The Firesign Theatre's Box of Danger: The Complete Nick Danger Casebook is a four-CD boxed set of most recorded material by comedy group the Firesign Theatre containing their fictional character Nick Danger, portrayed by Phil Austin. Danger is a parody of the hard-boiled detective genre, and is often announced as "Nick Danger, Third Eye", a parody of the term private eye. Danger stories involve stereotypical film noir situations, including mistaken identity, betrayal, and femmes fatales. Danger originally appeared on the 1969 album How Can You Be in Two Places at Once When You're Not Anywhere at All, and was reprised in various live shows, radio appearances and albums, including the 1979 Nick Danger: The Case of the Missing Shoe, 1984 The Three Faces of Al, and 2001 The Bride of Firesign.

==Disc one==
===The Further Adventures of Nick Danger===
Danger debuts in a 28:11 track on side 2 of the 1969 album How Can You Be in Two Places at Once When You're Not Anywhere at All. This is an episode titled "Cut 'Em Off at the Past", of a mock radio program purportedly aired on December 6, 1941. Rocky Rococo comes to Danger's office and attempts to sell him the ring Danger gave Nancy back in college. Danger goes to the mansion where Nancy lives and meets her butler Catherwood. After knocking Danger unconscious, Catherwood and Nancy murder Rococo, who is blackmailing them. They attempt to frame Danger for their crime, but Danger forces Catherwood to reveal the truth, and solves his problem by some means we will never know; the show is interrupted by the news bulletin of President Franklin Delano Roosevelt (Bergman) announcing the Japanese attack on Pearl Harbor.

===Young Guy Motor Detective===
On the 1972 live album Not Insane or Anything You Want To, the group presented a self-parody of Nick Danger. This has Austin playing the title role as a Japanese detective Young Guy, Proctor as his Japanese girlfriend Miki, Ossman as the detective's robotic Japanese butler Rotonoto, and Bergman as American police Lieutenant Brad Shaw.

===School For Actors===
In 1976, while Proctor and Bergman went on sabbatical from The Firesign Theatre to produce a live show, Austin and Ossman produced a two-act live show, Radio Laffs of 1940. Act one pits Danger against a cabal of Nazi spies conspiring to remake America by converting its radio drama to dadaist surreal humor. Bergman's absence forced the omission of Lieutenant Bradshaw, and Ossman voiced all the non-Danger roles, including several females.

==Disc two==
===The Case of the Missing Shoe===

In 1979, the Firesign Theatre produced five short (2:24) episodes of a prospective comic radio serial. These were released by Rhino Records on a 12:00 EP record.

==Disc three==
===The Three Faces of Al===

This 1984 album was produced without David Ossman, who had temporarily left to produce shows for National Public Radio. This story is inspired by a line in the original "Cut 'Em Off at the Past" where Bradshaw tells Danger, "You're lucky we didn't burn ya on the Anselmo pederasty case." Bradshaw has realized his dream to become District Attorney, and gets his chance to prosecute Danger, who is the apparent suspect in the murder of mob boss Anselmo Von Pederazzi. Nancy and Rocky Rococo also appear.

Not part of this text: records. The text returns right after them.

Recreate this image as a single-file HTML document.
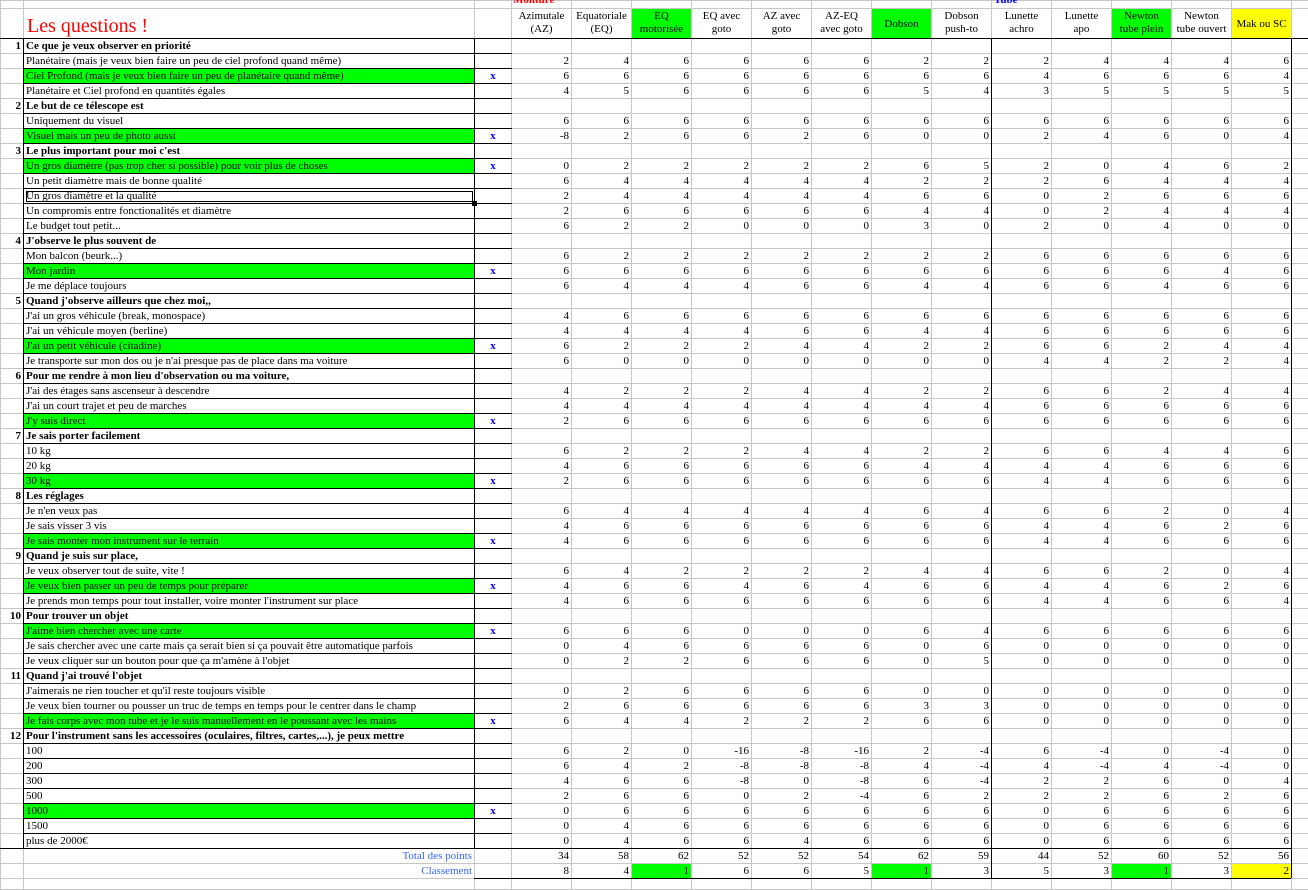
<!DOCTYPE html>
<html><head><meta charset="utf-8">
<style>
body{margin:0;width:1308px;height:889px;overflow:hidden;background:#fff;position:relative}
table{border-collapse:collapse;table-layout:fixed;position:absolute;left:0;top:0;width:1308px;font:11px "Liberation Serif",serif;color:#000}
tr{height:15px}
td{padding:0 2px;border:1px solid #c6c6c6;text-align:right;white-space:nowrap;overflow:hidden;line-height:13px;vertical-align:middle}
td.a{font-weight:bold;border-right:1px solid #000}
td.b{text-align:left;border:1px solid #000}
td.c{text-align:center;border-top:1px solid #000;border-bottom:1px solid #000;border-right:1px solid #c6c6c6;color:#00f;font-weight:bold}
tr.g td.b{background:#0f0}
tr.s td.b{font-weight:bold}
tr.h{height:30px}
tr.h td{text-align:center;vertical-align:top;line-height:13px;padding-top:1px;font-size:11px}
tr.h td.t{text-align:left;vertical-align:bottom;color:#f00;font-size:20px;line-height:24px;padding-left:3px;border:1px solid #c6c6c6}
.gr{background:#0f0}.ye{background:#ff0}
td.lab{text-align:right;color:#3366ff;border:1px solid #c6c6c6}
.ln{position:absolute;background:#000}
</style></head><body>
<table>
<colgroup><col style="width:23px"><col style="width:451px"><col style="width:37px"><col style="width:60px"><col style="width:60px"><col style="width:60px"><col style="width:60px"><col style="width:60px"><col style="width:60px"><col style="width:60px"><col style="width:60px"><col style="width:60px"><col style="width:60px"><col style="width:60px"><col style="width:60px"><col style="width:60px"><col style="width:17px"></colgroup>
<tr style="height:8px"><td style="border-right-color:#c6c6c6"><td style="border-color:#c6c6c6"><td style="border-color:#c6c6c6"><td><td><td><td><td><td><td><td><td><td><td><td><td><td>
<tr class=h><td style="border-right-color:#c6c6c6"><td class=t>Les questions !<td><td>Azimutale<br>(AZ)<td>Equatoriale<br>(EQ)<td class=gr>EQ<br>motorisée<td>EQ avec<br>goto<td>AZ avec<br>goto<td>AZ-EQ<br>avec goto<td class=gr style="vertical-align:middle">Dobson<td>Dobson<br>push-to<td>Lunette<br>achro<td>Lunette<br>apo<td class=gr>Newton<br>tube plein<td>Newton<br>tube ouvert<td class=ye style="vertical-align:middle">Mak ou SC<td>
<tr class=s><td class=a>1<td class=b>Ce que je veux observer en priorité<td class=c><td><td><td><td><td><td><td><td><td><td><td><td><td><td>
<tr><td class=a><td class=b>Planétaire (mais je veux bien faire un peu de ciel profond quand même)<td class=c><td>2<td>4<td>6<td>6<td>6<td>6<td>2<td>2<td>2<td>4<td>4<td>4<td>6<td>
<tr class=g><td class=a><td class=b>Ciel Profond (mais je veux bien faire un peu de planétaire quand même)<td class=c>x<td>6<td>6<td>6<td>6<td>6<td>6<td>6<td>6<td>4<td>6<td>6<td>6<td>4<td>
<tr><td class=a><td class=b>Planétaire et Ciel profond en quantités égales<td class=c><td>4<td>5<td>6<td>6<td>6<td>6<td>5<td>4<td>3<td>5<td>5<td>5<td>5<td>
<tr class=s><td class=a>2<td class=b>Le but de ce télescope est<td class=c><td><td><td><td><td><td><td><td><td><td><td><td><td><td>
<tr><td class=a><td class=b>Uniquement du visuel<td class=c><td>6<td>6<td>6<td>6<td>6<td>6<td>6<td>6<td>6<td>6<td>6<td>6<td>6<td>
<tr class=g><td class=a><td class=b>Visuel mais un peu de photo aussi<td class=c>x<td>-8<td>2<td>6<td>6<td>2<td>6<td>0<td>0<td>2<td>4<td>6<td>0<td>4<td>
<tr class=s><td class=a>3<td class=b>Le plus important pour moi c'est<td class=c><td><td><td><td><td><td><td><td><td><td><td><td><td><td>
<tr class=g><td class=a><td class=b>Un gros diamètre (pas trop cher si possible) pour voir plus de choses<td class=c>x<td>0<td>2<td>2<td>2<td>2<td>2<td>6<td>5<td>2<td>0<td>4<td>6<td>2<td>
<tr><td class=a><td class=b>Un petit diamètre mais de bonne qualité<td class=c><td>6<td>4<td>4<td>4<td>4<td>4<td>2<td>2<td>2<td>6<td>4<td>4<td>4<td>
<tr><td class=a><td class=b style="outline:1px solid #000;outline-offset:-3px">Un gros diamètre et la qualité<td class=c><td>2<td>4<td>4<td>4<td>4<td>4<td>6<td>6<td>0<td>2<td>6<td>6<td>6<td>
<tr><td class=a><td class=b>Un compromis entre fonctionalités et diamètre<td class=c><td>2<td>6<td>6<td>6<td>6<td>6<td>4<td>4<td>0<td>2<td>4<td>4<td>4<td>
<tr><td class=a><td class=b>Le budget tout petit...<td class=c><td>6<td>2<td>2<td>0<td>0<td>0<td>3<td>0<td>2<td>0<td>4<td>0<td>0<td>
<tr class=s><td class=a>4<td class=b>J'observe le plus souvent de<td class=c><td><td><td><td><td><td><td><td><td><td><td><td><td><td>
<tr><td class=a><td class=b>Mon balcon (beurk...)<td class=c><td>6<td>2<td>2<td>2<td>2<td>2<td>2<td>2<td>6<td>6<td>6<td>6<td>6<td>
<tr class=g><td class=a><td class=b>Mon jardin<td class=c>x<td>6<td>6<td>6<td>6<td>6<td>6<td>6<td>6<td>6<td>6<td>6<td>4<td>6<td>
<tr><td class=a><td class=b>Je me déplace toujours<td class=c><td>6<td>4<td>4<td>4<td>6<td>6<td>4<td>4<td>6<td>6<td>4<td>6<td>6<td>
<tr class=s><td class=a>5<td class=b>Quand j'observe ailleurs que chez moi,,<td class=c><td><td><td><td><td><td><td><td><td><td><td><td><td><td>
<tr><td class=a><td class=b>J'ai un gros véhicule (break, monospace)<td class=c><td>4<td>6<td>6<td>6<td>6<td>6<td>6<td>6<td>6<td>6<td>6<td>6<td>6<td>
<tr><td class=a><td class=b>J'ai un véhicule moyen (berline)<td class=c><td>4<td>4<td>4<td>4<td>6<td>6<td>4<td>4<td>6<td>6<td>6<td>6<td>6<td>
<tr class=g><td class=a><td class=b>J'ai un petit véhicule (citadine)<td class=c>x<td>6<td>2<td>2<td>2<td>4<td>4<td>2<td>2<td>6<td>6<td>2<td>4<td>4<td>
<tr><td class=a><td class=b>Je transporte sur mon dos ou je n'ai presque pas de place dans ma voiture<td class=c><td>6<td>0<td>0<td>0<td>0<td>0<td>0<td>0<td>4<td>4<td>2<td>2<td>4<td>
<tr class=s><td class=a>6<td class=b>Pour me rendre à mon lieu d'observation ou ma voiture,<td class=c><td><td><td><td><td><td><td><td><td><td><td><td><td><td>
<tr><td class=a><td class=b>J'ai des étages sans ascenseur à descendre<td class=c><td>4<td>2<td>2<td>2<td>4<td>4<td>2<td>2<td>6<td>6<td>2<td>4<td>4<td>
<tr><td class=a><td class=b>J'ai un court trajet et peu de marches<td class=c><td>4<td>4<td>4<td>4<td>4<td>4<td>4<td>4<td>6<td>6<td>6<td>6<td>6<td>
<tr class=g><td class=a><td class=b>J'y suis direct<td class=c>x<td>2<td>6<td>6<td>6<td>6<td>6<td>6<td>6<td>6<td>6<td>6<td>6<td>6<td>
<tr class=s><td class=a>7<td class=b>Je sais porter facilement<td class=c><td><td><td><td><td><td><td><td><td><td><td><td><td><td>
<tr><td class=a><td class=b>10 kg<td class=c><td>6<td>2<td>2<td>2<td>4<td>4<td>2<td>2<td>6<td>6<td>4<td>4<td>6<td>
<tr><td class=a><td class=b>20 kg<td class=c><td>4<td>6<td>6<td>6<td>6<td>6<td>4<td>4<td>4<td>4<td>6<td>6<td>6<td>
<tr class=g><td class=a><td class=b>30 kg<td class=c>x<td>2<td>6<td>6<td>6<td>6<td>6<td>6<td>6<td>4<td>4<td>6<td>6<td>6<td>
<tr class=s><td class=a>8<td class=b>Les réglages<td class=c><td><td><td><td><td><td><td><td><td><td><td><td><td><td>
<tr><td class=a><td class=b>Je n'en veux pas<td class=c><td>6<td>4<td>4<td>4<td>4<td>4<td>6<td>4<td>6<td>6<td>2<td>0<td>4<td>
<tr><td class=a><td class=b>Je sais visser 3 vis<td class=c><td>4<td>6<td>6<td>6<td>6<td>6<td>6<td>6<td>4<td>4<td>6<td>2<td>6<td>
<tr class=g><td class=a><td class=b>Je sais monter mon instrument sur le terrain<td class=c>x<td>4<td>6<td>6<td>6<td>6<td>6<td>6<td>6<td>4<td>4<td>6<td>6<td>6<td>
<tr class=s><td class=a>9<td class=b>Quand je suis sur place,<td class=c><td><td><td><td><td><td><td><td><td><td><td><td><td><td>
<tr><td class=a><td class=b>Je veux observer tout de suite, vite !<td class=c><td>6<td>4<td>2<td>2<td>2<td>2<td>4<td>4<td>6<td>6<td>2<td>0<td>4<td>
<tr class=g><td class=a><td class=b>Je veux bien passer un peu de temps pour préparer<td class=c>x<td>4<td>6<td>6<td>4<td>6<td>4<td>6<td>6<td>4<td>4<td>6<td>2<td>6<td>
<tr><td class=a><td class=b>Je prends mon temps pour tout installer, voire monter l'instrument sur place<td class=c><td>4<td>6<td>6<td>6<td>6<td>6<td>6<td>6<td>4<td>4<td>6<td>6<td>4<td>
<tr class=s><td class=a>10<td class=b>Pour trouver un objet<td class=c><td><td><td><td><td><td><td><td><td><td><td><td><td><td>
<tr class=g><td class=a><td class=b>J'aime bien chercher avec une carte<td class=c>x<td>6<td>6<td>6<td>0<td>0<td>0<td>6<td>4<td>6<td>6<td>6<td>6<td>6<td>
<tr><td class=a><td class=b>Je sais chercher avec une carte mais ça serait bien si ça pouvait être automatique parfois<td class=c><td>0<td>4<td>6<td>6<td>6<td>6<td>0<td>6<td>0<td>0<td>0<td>0<td>0<td>
<tr><td class=a><td class=b>Je veux cliquer sur un bouton pour que ça m'amène à l'objet<td class=c><td>0<td>2<td>2<td>6<td>6<td>6<td>0<td>5<td>0<td>0<td>0<td>0<td>0<td>
<tr class=s><td class=a>11<td class=b>Quand j'ai trouvé l'objet<td class=c><td><td><td><td><td><td><td><td><td><td><td><td><td><td>
<tr><td class=a><td class=b>J'aimerais ne rien toucher et qu'il reste toujours visible<td class=c><td>0<td>2<td>6<td>6<td>6<td>6<td>0<td>0<td>0<td>0<td>0<td>0<td>0<td>
<tr><td class=a><td class=b>Je veux bien tourner ou pousser un truc de temps en temps pour le centrer dans le champ<td class=c><td>2<td>6<td>6<td>6<td>6<td>6<td>3<td>3<td>0<td>0<td>0<td>0<td>0<td>
<tr class=g><td class=a><td class=b>Je fais corps avec mon tube et je le suis manuellement en le poussant avec les mains<td class=c>x<td>6<td>4<td>4<td>2<td>2<td>2<td>6<td>6<td>0<td>0<td>0<td>0<td>0<td>
<tr class=s><td class=a>12<td class=b>Pour l'instrument sans les accessoires (oculaires, filtres, cartes,...), je peux mettre<td class=c><td><td><td><td><td><td><td><td><td><td><td><td><td><td>
<tr><td class=a><td class=b>100<td class=c><td>6<td>2<td>0<td>-16<td>-8<td>-16<td>2<td>-4<td>6<td>-4<td>0<td>-4<td>0<td>
<tr><td class=a><td class=b>200<td class=c><td>6<td>4<td>2<td>-8<td>-8<td>-8<td>4<td>-4<td>4<td>-4<td>4<td>-4<td>0<td>
<tr><td class=a><td class=b>300<td class=c><td>4<td>6<td>6<td>-8<td>0<td>-8<td>6<td>-4<td>2<td>2<td>6<td>0<td>4<td>
<tr><td class=a><td class=b>500<td class=c><td>2<td>6<td>6<td>0<td>2<td>-4<td>6<td>2<td>2<td>2<td>6<td>2<td>6<td>
<tr class=g><td class=a><td class=b>1000<td class=c>x<td>0<td>6<td>6<td>6<td>6<td>6<td>6<td>6<td>0<td>6<td>6<td>6<td>6<td>
<tr><td class=a><td class=b>1500<td class=c><td>0<td>4<td>6<td>6<td>6<td>6<td>6<td>6<td>0<td>6<td>6<td>6<td>6<td>
<tr><td class=a><td class=b>plus de 2000€<td class=c><td>0<td>4<td>6<td>6<td>4<td>6<td>6<td>6<td>0<td>6<td>6<td>6<td>6<td>
<tr><td style="border-right-color:#c6c6c6"><td class=lab>Total des points<td style="border-color:#c6c6c6"><td>34<td>58<td>62<td>52<td>52<td>54<td>62<td>59<td>44<td>52<td>60<td>52<td>56<td>
<tr><td style="border-right-color:#c6c6c6"><td class=lab>Classement<td style="border-color:#c6c6c6"><td>8<td>4<td class=gr>1<td>6<td>6<td>5<td class=gr>1<td>3<td>5<td>3<td class=gr>1<td>3<td class=ye>2<td>
<tr style="height:11px"><td style="border-right-color:#c6c6c6"><td style="border-color:#c6c6c6"><td style="border-color:#c6c6c6"><td><td><td><td><td><td><td><td><td><td><td><td><td><td>
</table>
<div style="position:absolute;left:513px;top:0;height:8px;width:70px;overflow:hidden"><div style="position:relative;top:-6px;font:bold 11px 'Liberation Serif',serif;color:#f00">Monture</div></div>
<div style="position:absolute;left:994px;top:0;height:8px;width:60px;overflow:hidden"><div style="position:relative;top:-6px;font:bold 11px 'Liberation Serif',serif;color:#00f">Tube</div></div>
<div class=ln style="left:0;top:38px;width:1308px;height:1px"></div>
<div class=ln style="left:0;top:848px;width:1291px;height:1px"></div>
<div class=ln style="left:474px;top:878px;width:817px;height:1px"></div>
<div class=ln style="left:23px;top:38px;width:1px;height:810px"></div>
<div class=ln style="left:474px;top:38px;width:1px;height:810px"></div>
<div class=ln style="left:991px;top:38px;width:1px;height:840px"></div>
<div class=ln style="left:1291px;top:38px;width:1px;height:840px"></div>
<div class=ln style="left:472px;top:201px;width:5px;height:5px"></div>
</body></html>
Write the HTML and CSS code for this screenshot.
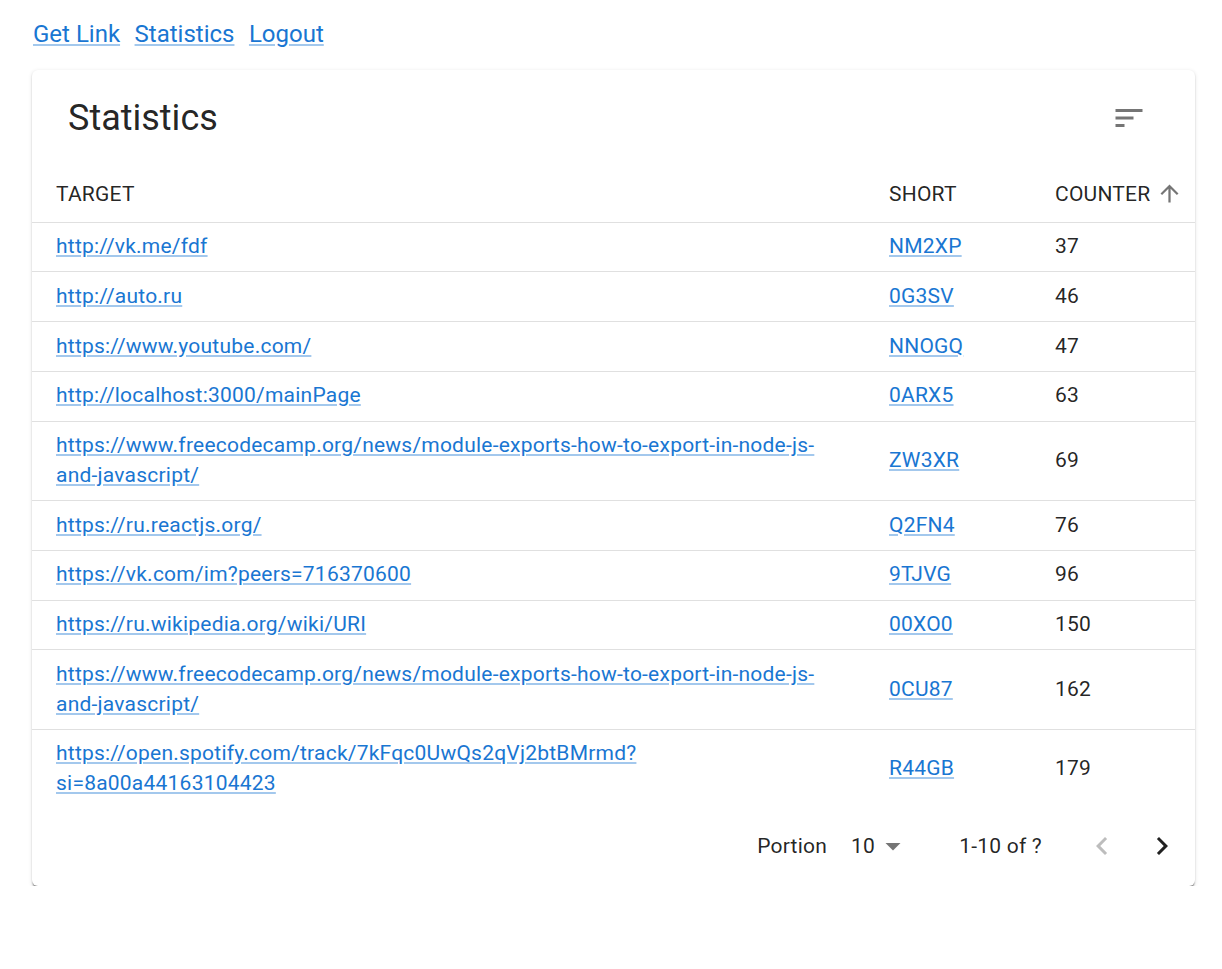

===Back From the Shadows===

All four Firesigns reunited for their second wave in 1993 with a 25th anniversary reunion tour. On November 11, they gave a live performance of the original Nick Danger "Cut 'Em Off At The Past" at Keswick Theatre in Glenside, Pennsylvania. This performance was originally released on the reunion tour album in June 1994.

===Shack Out On the Alien Highway===
In October 2001, the Firesign Theatre got a series on XM Satellite Radio titled Fools In Space. They produced seven serial Nick Danger episodes for this show, the first three broadcast on October 27, November 17, and December 15.

==Disc four==
===Shack Out On the Alien Highway (continued)===
The XM Satellite show Fools In Space continued through August 2002. Four more Nick Danger episodes were broadcast on January 26, February 23, April 27, and August 24.

===All Things Firesign===
The Firesigns performed approximately once a month on NPR's All Things Considered news program from July 2002 to April 2003, released on a CD album in 2003. Two performances, on October 3 and December 24, featured Nick Danger. The Christmas Eve show featured a parody of the poem A Visit from St. Nicholas.

==Other appearances==
Nick Danger also appeared on a track of the 2001 album Bride of Firesign, the third installment of the We're Doomed trilogy. This was not included in the Box of Danger. Nick Danger also appeared in the Sparks Media production "Down Under Danger" in which he tackles a case involving the missing continent of Australia.